The Market Theatre Foundation is one of five theatres governed by the state in terms of the Cultural Institutions Act No 119 of 1998. The others are Artscape in Cape Town, PACOFS in Bloemfontein, the State Theatre in Pretoria and the Playhouse Theatre in Durban. The latter four were established by the NP government.
 
In the 26 years of ANC rule, not a single new theatre has been built by the DSAC despite Mthetwa (for two consecutive years) going unquestioned in Parliament about promises that he made that a new theatre would be built in Limpopo. After 26 years and endless pledges of broadening equity and access that artists can have to the industry, not one province other than those established under apartheid’s design has a state-funded theatre.
 
A White Paper for Arts & Culture has been so long in incubation that its pages have probably yellowed. There has been no map drawn up for how the government will grow and sustain our theatre industry. It is, therefore, not surprising that there hasn’t been any kind of a framework through which the Artist Relief Fund could effectively come to the rescue of renowned institutions like the Fugard Theatre, let alone assist artists who are now in serious financial distress as a result of the national lockdown.
 
While the government has continued to dither over the past seven months on how to provide relief for artists, several artist-led initiatives have risen from the ground. Along with this is a new voice of protest being heard from artists. It is a voice that is growing louder every day and within it are some of the most ardent cultural soldiers who fought against the apartheid state who are now beginning to paint the DSAC with the same brush.
 
If this new rise of protest in the theatre sector isn’t a wake-up call to government about how the power of theatre can make people turn against the state, then the government needs to look again at the impact of protest theatre in the fight against apartheid. After the pandemic has passed, it will be the artists who return so much angrier because that is what hunger does to an artist. DM/MC
 
Ismail Mahomed is the director for the Centre for Creative Arts at the University of KwaZulu-Natal.
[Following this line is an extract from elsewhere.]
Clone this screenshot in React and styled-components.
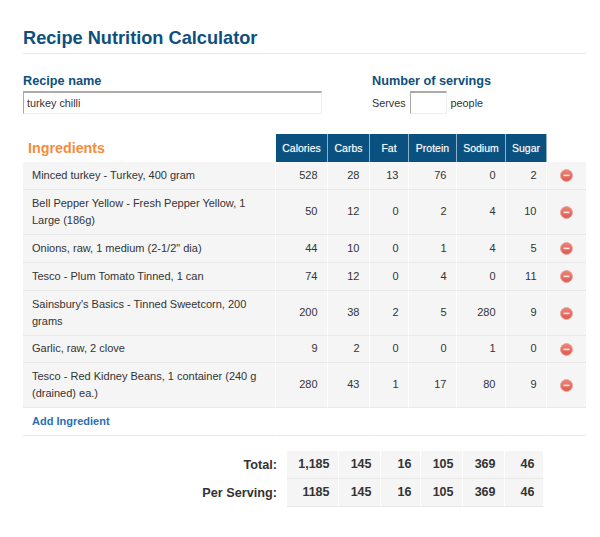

He was the former artistic director of the National Arts Festival and CEO of the Market Theatre Foundation. During his tenure at the Market Theatre Foundation, he invoked the Protected Disclosures Act to expose irregular and illegal funding payments that the Council of the Market Theatre wanted to make to itself. With more than 35 years in the cultural sector, he has won several awards nationally and internationally. He writes in his personal capacity.